Write out each line word for word. Drop pictures.

###

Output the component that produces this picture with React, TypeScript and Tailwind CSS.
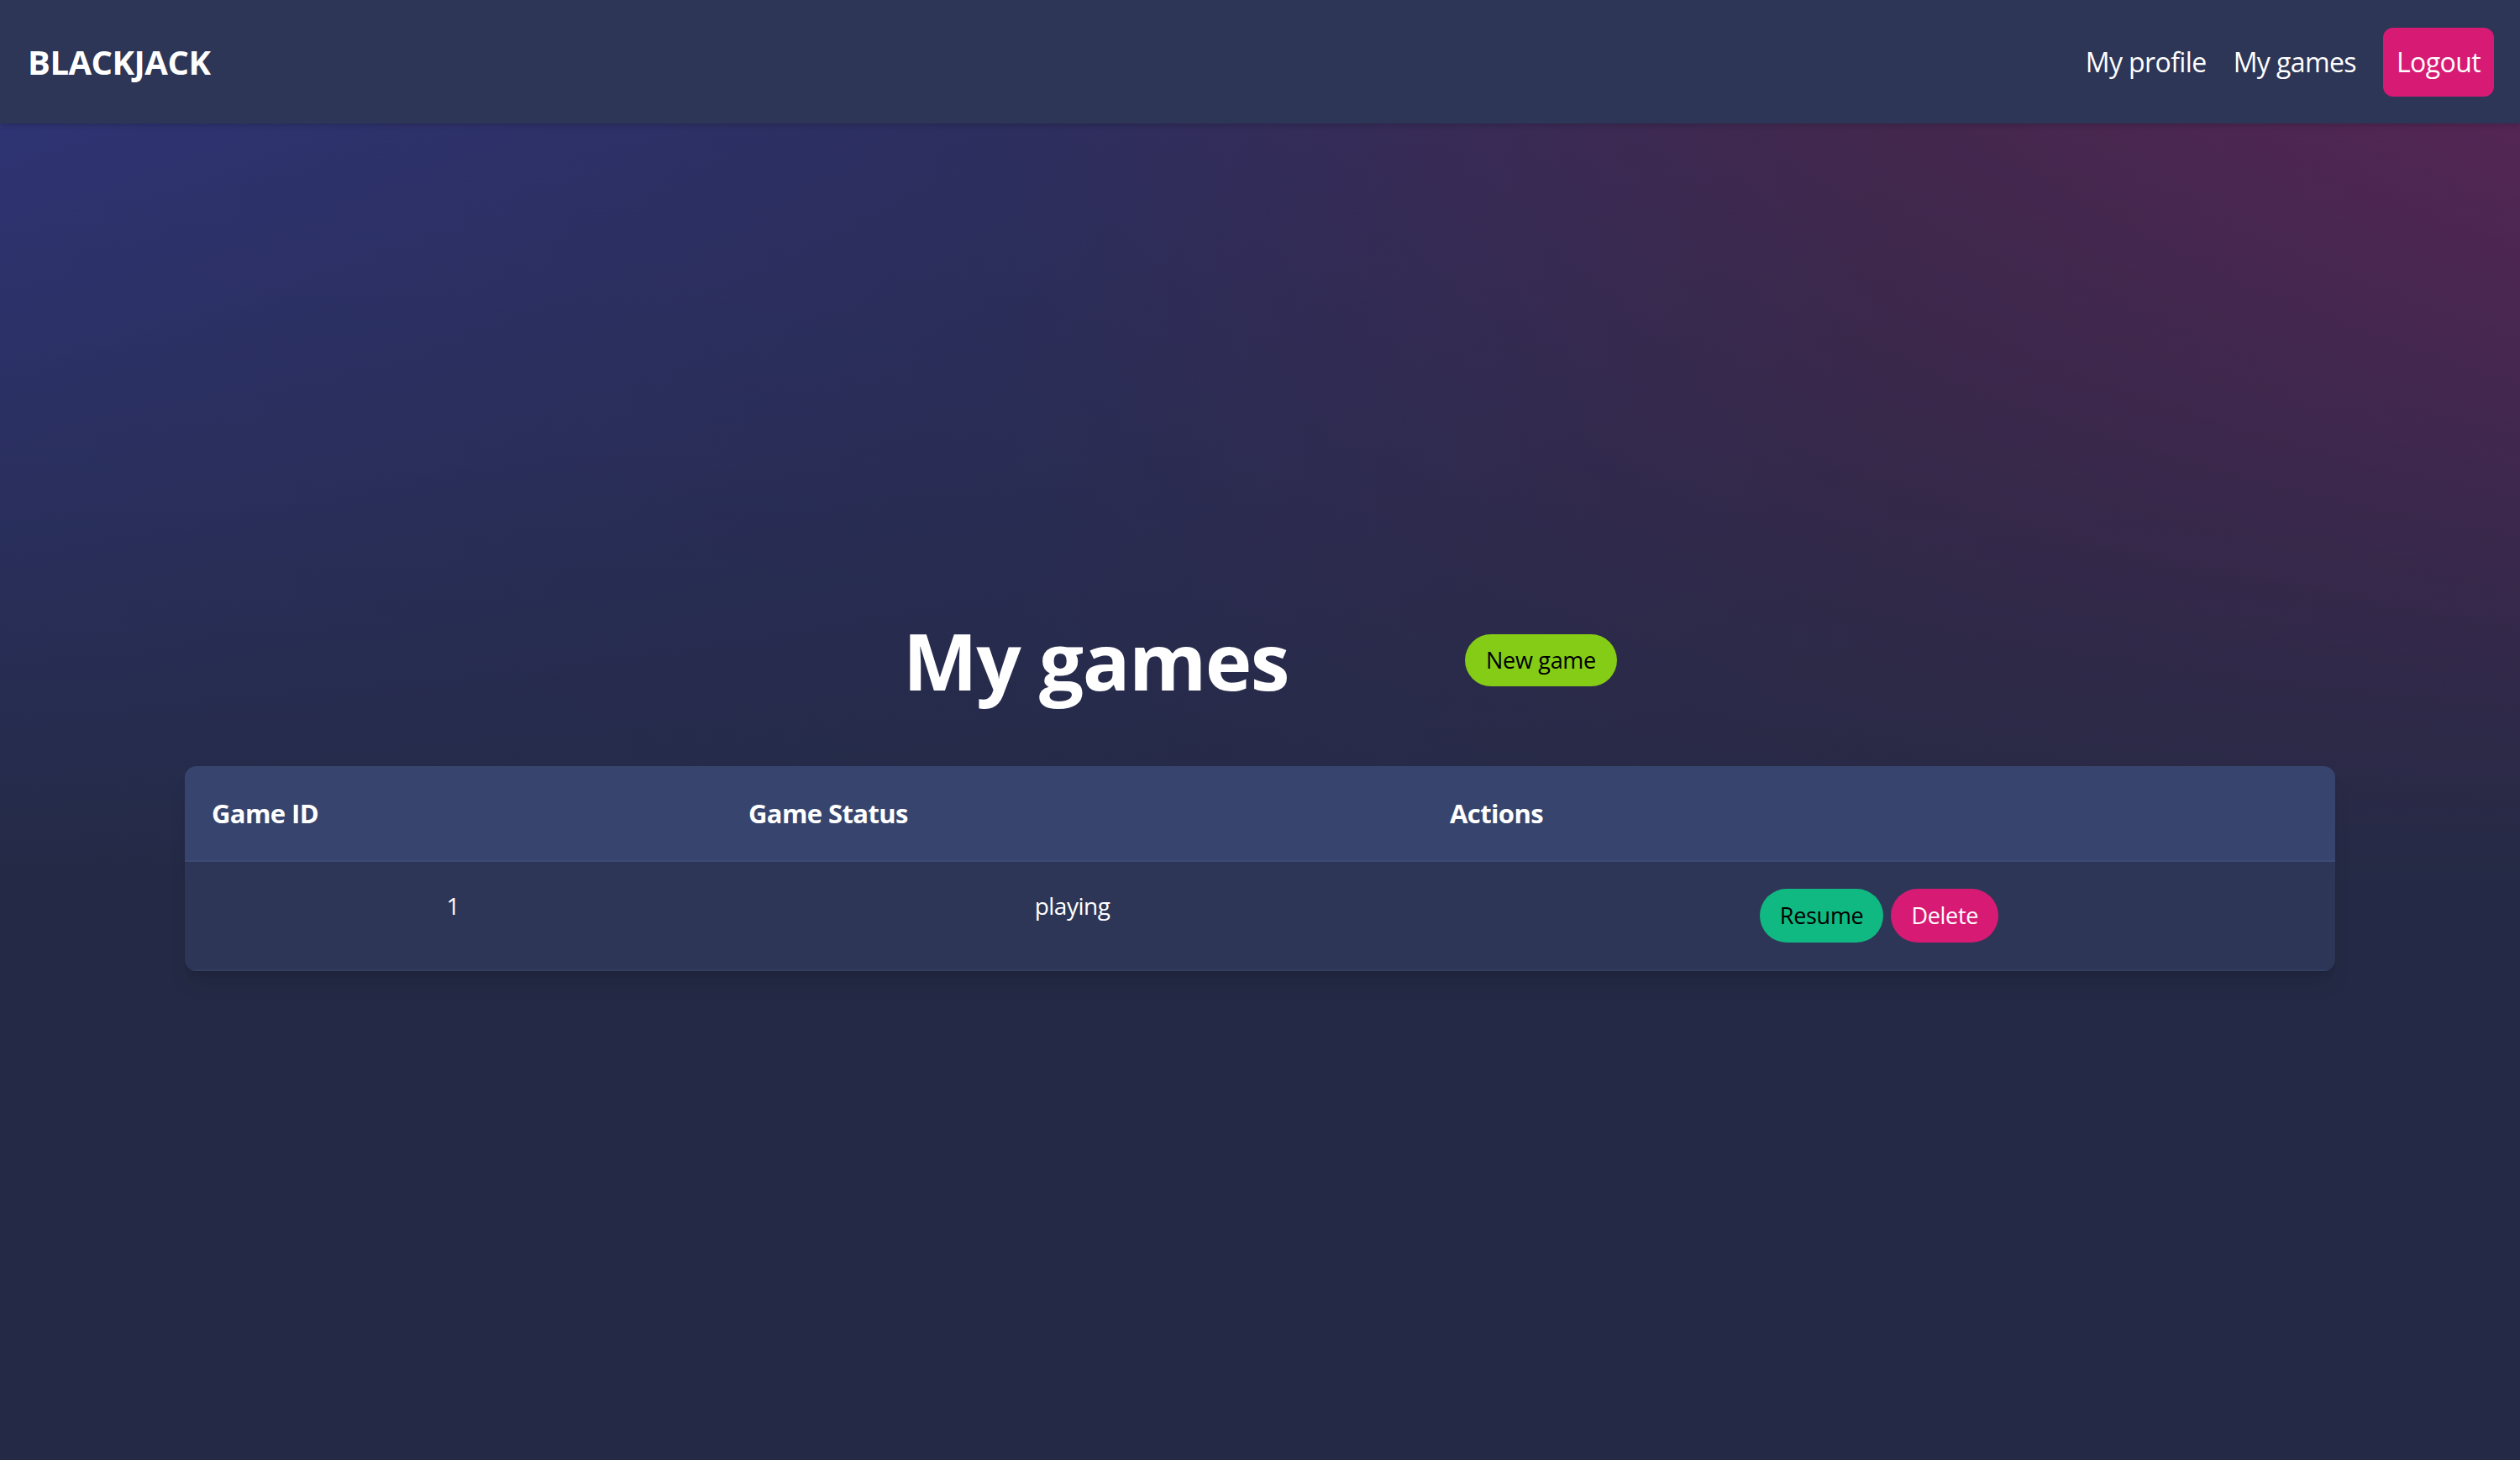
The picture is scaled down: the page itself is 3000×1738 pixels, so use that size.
const games = [{ id: 1, status: "playing" }];

const Navbar = () => {
  return (
    <nav className="h-[147px] shrink-0 bg-[#2d3656] flex items-center justify-between pl-[33px] pr-[31px] shadow-md">
      <a href="#" className="text-[40px] font-bold text-white tracking-[-0.5px]">
        BLACKJACK
      </a>
      <div className="flex items-center gap-[32px] text-[32px] text-white tracking-[-0.6px]">
        <a href="#" className="hover:opacity-80">My profile</a>
        <a href="#" className="hover:opacity-80">My games</a>
        <button className="bg-[#d71b74] rounded-[12px] px-[16px] py-[17px] leading-[48px]">Logout</button>
      </div>
    </nav>
  );
};

const App = () => {
  return (
    <div
      className="min-h-[1738px] flex flex-col text-white bg-[#242a45] bg-[linear-gradient(to_bottom,rgba(36,42,69,0)_0px,rgba(36,42,69,0.4)_450px,rgba(36,42,69,1)_1050px),linear-gradient(to_right,#30357a_0%,#2e2f63_40%,#48274f_75%,#5b2556_100%)]"
      style={{ fontFamily: '"Open Sans", "Noto Sans", sans-serif' }}
    >
      <Navbar />
      <main className="flex-1 flex flex-col justify-center px-[220px] pt-[8px]">
        <div className="flex items-center justify-center gap-[210px] mb-[78px]">
          <h1 className="text-[94px] leading-[96px] font-bold tracking-[-1.5px]">My games</h1>
          <button className="bg-[#84cc16] text-black text-[27px] leading-[40px] px-[25px] py-[11px] rounded-full tracking-[-0.3px]">
            New game
          </button>
        </div>
        <div className="rounded-[14px] overflow-hidden shadow-xl">
          <div className="grid grid-cols-[639px_835px_1fr] bg-[#37456e] border-b-2 border-[#3d4a74] text-[31px] font-bold leading-[48px] tracking-[-0.6px]">
            <div className="px-[32px] py-[32px]">Game ID</div>
            <div className="px-[32px] py-[32px]">Game Status</div>
            <div className="px-[32px] py-[32px]">Actions</div>
          </div>
          {games.map((g) => (
            <div
              key={g.id}
              className="grid grid-cols-[639px_835px_1fr] bg-[#2d3656] border-b-2 border-[#333e63] text-[28px] leading-[40px] text-center"
            >
              <div className="px-[32px] py-[32px]">{g.id}</div>
              <div className="px-[32px] py-[32px] tracking-[-0.5px]">{g.status}</div>
              <div className="px-[32px] py-[32px] flex justify-center gap-[9px] text-[27px] tracking-[-0.3px]">
                <button className="bg-[#10b981] text-black px-[24px] py-[12px] rounded-full">Resume</button>
                <button className="bg-[#d71b74] text-white px-[24px] py-[12px] rounded-full">Delete</button>
              </div>
            </div>
          ))}
        </div>
      </main>
    </div>
  );
};

export default App;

###

Exercise response:
Output the component that produces this picture with React, TypeScript and Tailwind CSS.
The picture is scaled down: the page itself is 3000×1738 pixels, so use that size.
const games = [{ id: 1, status: "playing" }];

const Navbar = () => {
  return (
    <nav className="h-[147px] shrink-0 bg-[#2d3656] flex items-center justify-between pl-[33px] pr-[31px] shadow-md">
      <a href="#" className="text-[40px] font-bold text-white tracking-[-0.5px]">
        BLACKJACK
      </a>
      <div className="flex items-center gap-[32px] text-[32px] text-white tracking-[-0.6px]">
        <a href="#" className="hover:opacity-80">My profile</a>
        <a href="#" className="hover:opacity-80">My games</a>
        <button className="bg-[#d71b74] rounded-[12px] px-[16px] py-[17px] leading-[48px]">Logout</button>
      </div>
    </nav>
  );
};

const App = () => {
  return (
    <div
      className="min-h-[1738px] flex flex-col text-white bg-[#242a45] bg-[linear-gradient(to_bottom,rgba(36,42,69,0)_0px,rgba(36,42,69,0.4)_450px,rgba(36,42,69,1)_1050px),linear-gradient(to_right,#30357a_0%,#2e2f63_40%,#48274f_75%,#5b2556_100%)]"
      style={{ fontFamily: '"Open Sans", "Noto Sans", sans-serif' }}
    >
      <Navbar />
      <main className="flex-1 flex flex-col justify-center px-[220px] pt-[8px]">
        <div className="flex items-center justify-center gap-[210px] mb-[78px]">
          <h1 className="text-[94px] leading-[96px] font-bold tracking-[-1.5px]">My games</h1>
          <button className="bg-[#84cc16] text-black text-[27px] leading-[40px] px-[25px] py-[11px] rounded-full tracking-[-0.3px]">
            New game
          </button>
        </div>
        <div className="rounded-[14px] overflow-hidden shadow-xl">
          <div className="grid grid-cols-[639px_835px_1fr] bg-[#37456e] border-b-2 border-[#3d4a74] text-[31px] font-bold leading-[48px] tracking-[-0.6px]">
            <div className="px-[32px] py-[32px]">Game ID</div>
            <div className="px-[32px] py-[32px]">Game Status</div>
            <div className="px-[32px] py-[32px]">Actions</div>
          </div>
          {games.map((g) => (
            <div
              key={g.id}
              className="grid grid-cols-[639px_835px_1fr] bg-[#2d3656] border-b-2 border-[#333e63] text-[28px] leading-[40px] text-center"
            >
              <div className="px-[32px] py-[32px]">{g.id}</div>
              <div className="px-[32px] py-[32px] tracking-[-0.5px]">{g.status}</div>
              <div className="px-[32px] py-[32px] flex justify-center gap-[9px] text-[27px] tracking-[-0.3px]">
                <button className="bg-[#10b981] text-black px-[24px] py-[12px] rounded-full">Resume</button>
                <button className="bg-[#d71b74] text-white px-[24px] py-[12px] rounded-full">Delete</button>
              </div>
            </div>
          ))}
        </div>
      </main>
    </div>
  );
};

export default App;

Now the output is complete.